Livrant un témoignage extrêmement intéressant sur l'avis de la population irakienne vis-à-vis de cette intervention, Ali Dolamari, représentant à Paris du gouvernement régional du Kurdistan irakien, considère qu'une grande partie des Irakiens en 2003 était favorable aux Américains, mais que l'absence de préparation de la période de l'après-Saddam est la cause des soucis actuels du pays: «Absolument, on y était favorables. L'Irak avait vraiment besoin de la libération d'un dictateur qui a été en place pendant 35 ans. C'est une bonne décision pour les Kurdes, mais aussi pour toute la population irakienne. Malheureusement, on n'était pas d'accord sur l'après-Saddam, il faut avoir un programme, malheureusement, il n'y avait pas de programme de l'après-Saddam […] On pensait qu'après Saddam, on pourrait créer un état démocratique fédéral qui respecte toutes les composantes irakiennes, mais malheureusement, ce n'est pas le cas […] Aujourd'hui, l'Irak est divisé, l'Irak est déchiré, l'Irak a beaucoup de problèmes.»

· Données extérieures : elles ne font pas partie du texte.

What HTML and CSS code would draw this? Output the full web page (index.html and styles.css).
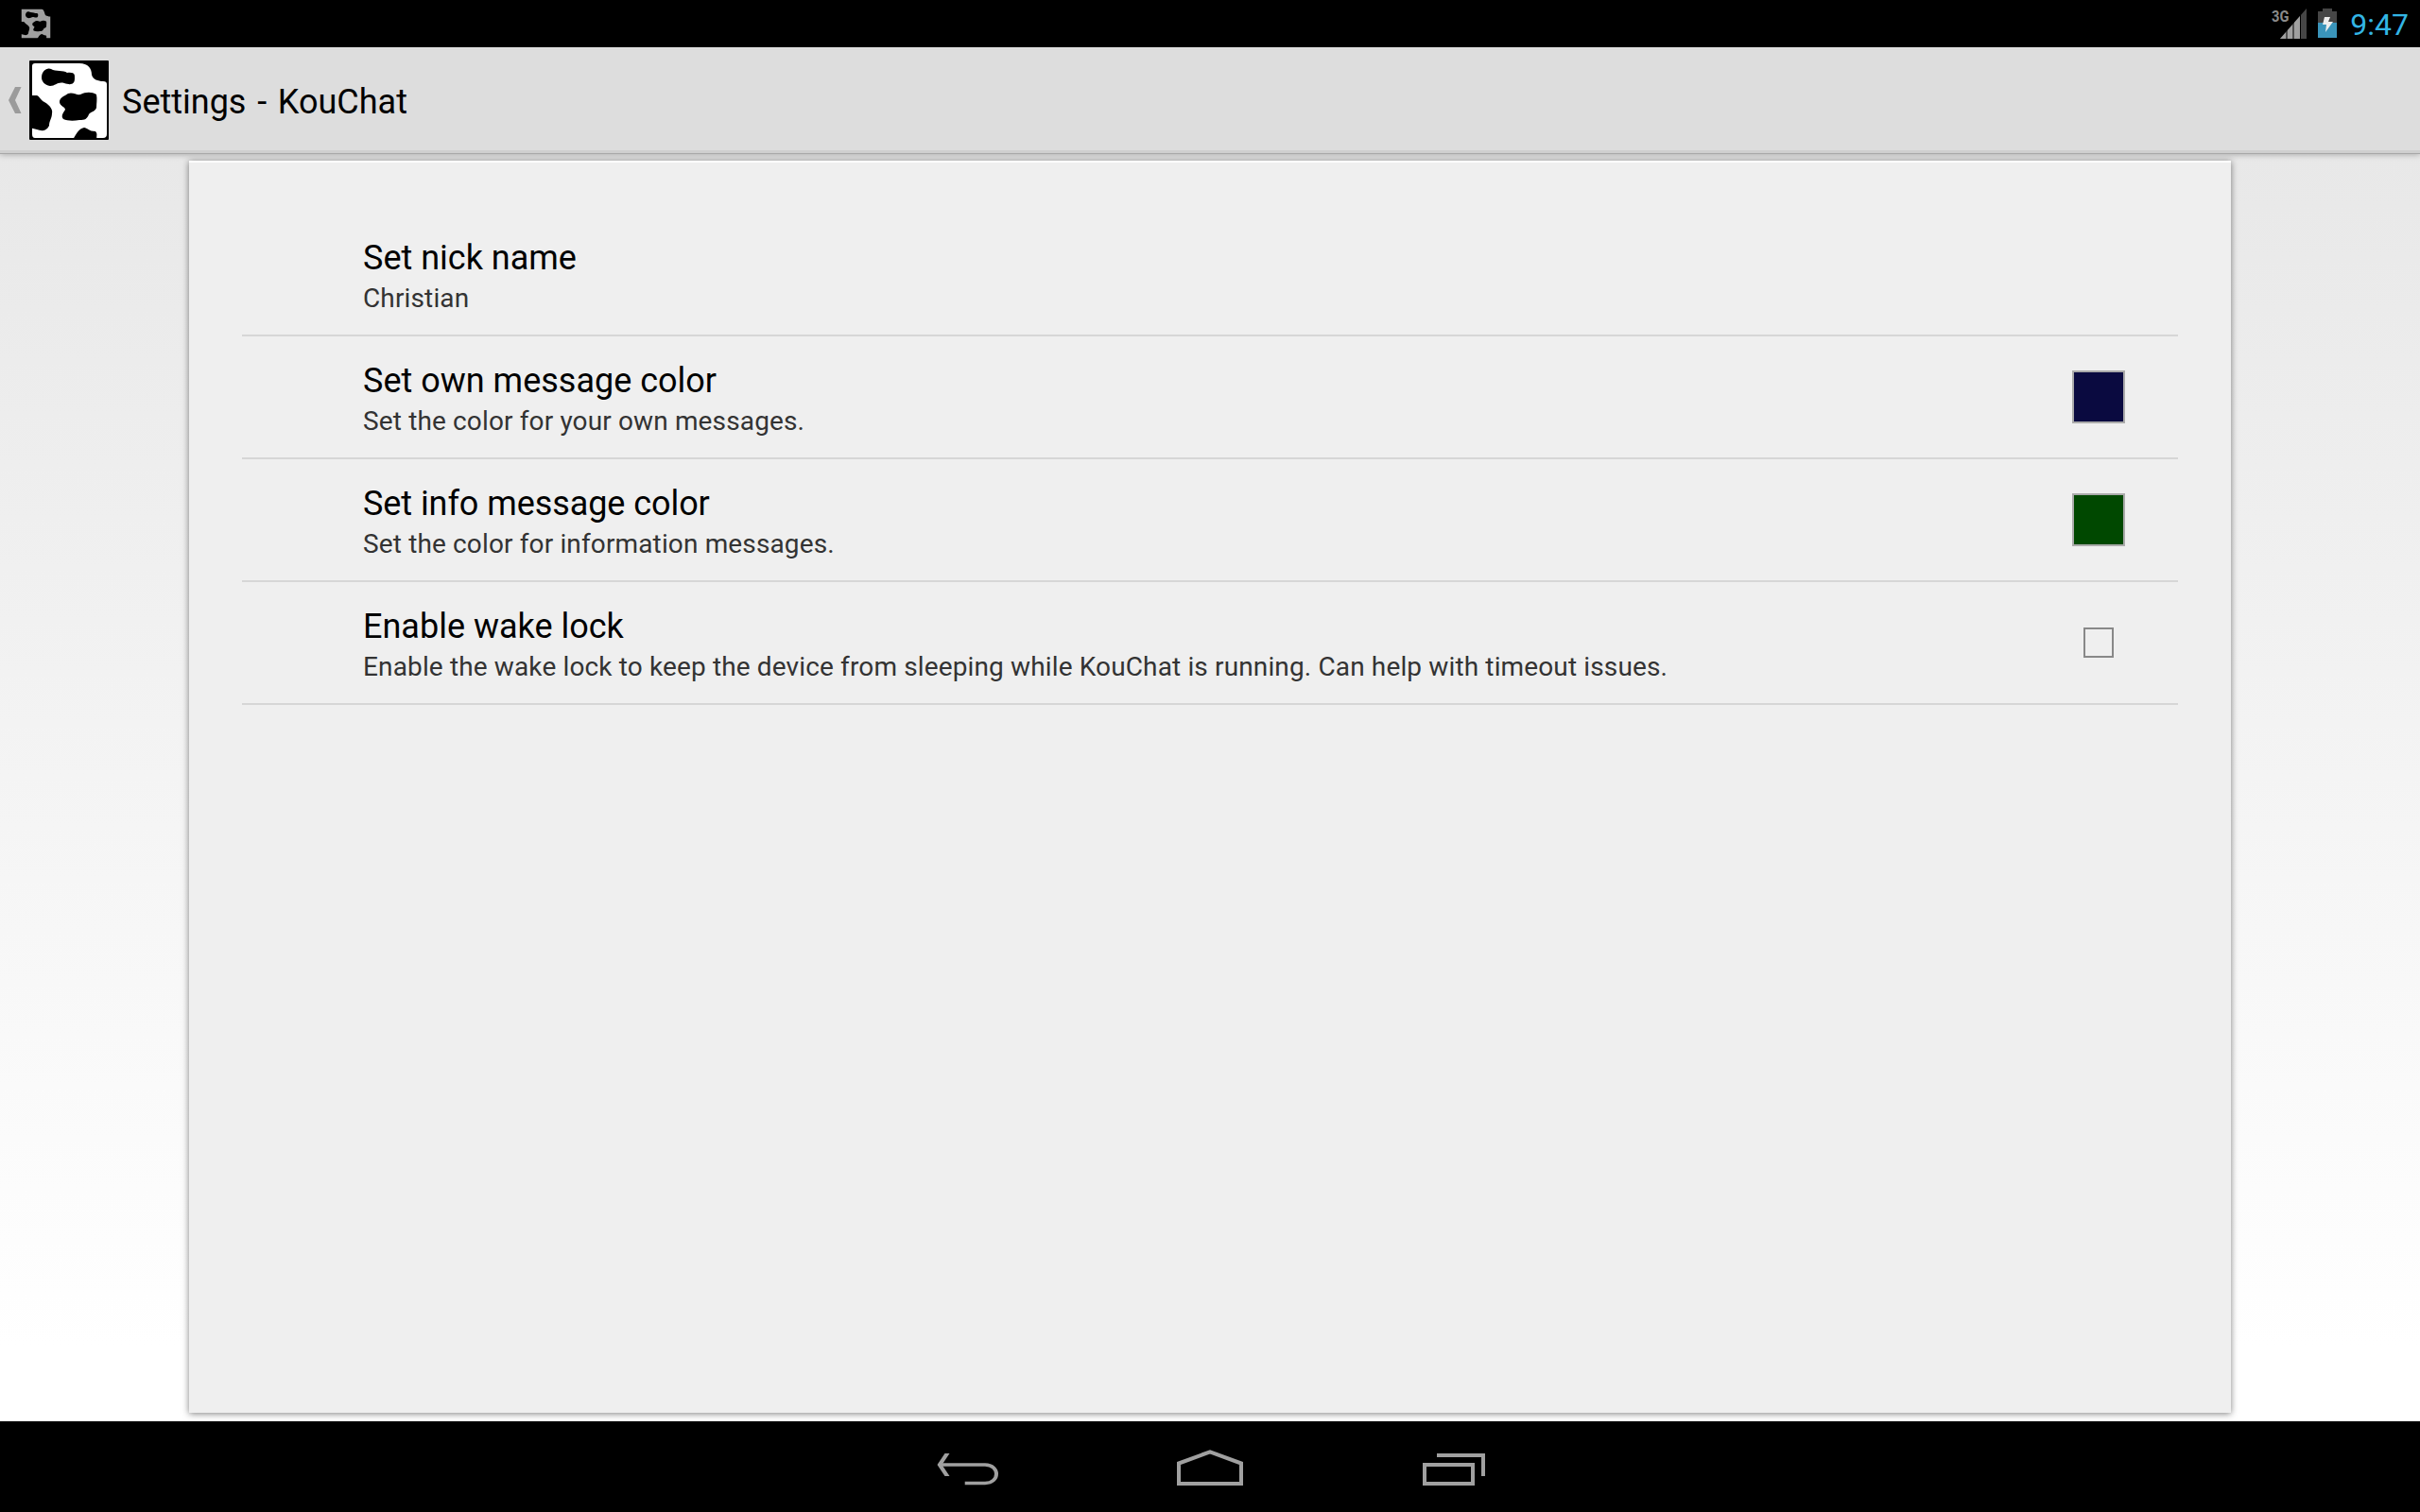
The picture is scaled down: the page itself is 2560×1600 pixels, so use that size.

Vu les motifs invoqués de l'intervention et son bilan humain désastreux, les principaux dirigeants de la coalition occidentale en Irak devraient-ils être traduits en justice? Pour Ali Dolamari, il est clair que non, car «ils ne sont pas responsables directs de l'opération». Pierre Conesa est d'un avis contraire et s'insurge des mensonges proférés aux Nations unies. Les États-Unis ont «déclenché une guerre sur un mensonge dans l'Assemblée générale de l'ONU en produisant des fausses pièces, des fausses preuves». Le spécialiste des questions stratégiques internationales regrette ainsi que les Américains n'aient jamais présenté d'excuses: «aux États-Unis, il ne s'est rien passé. Il y a eu au contraire contre la France, une campagne de French Bashing qui était extraordinaire de violence. Jamais les Américains ne se sont excusés».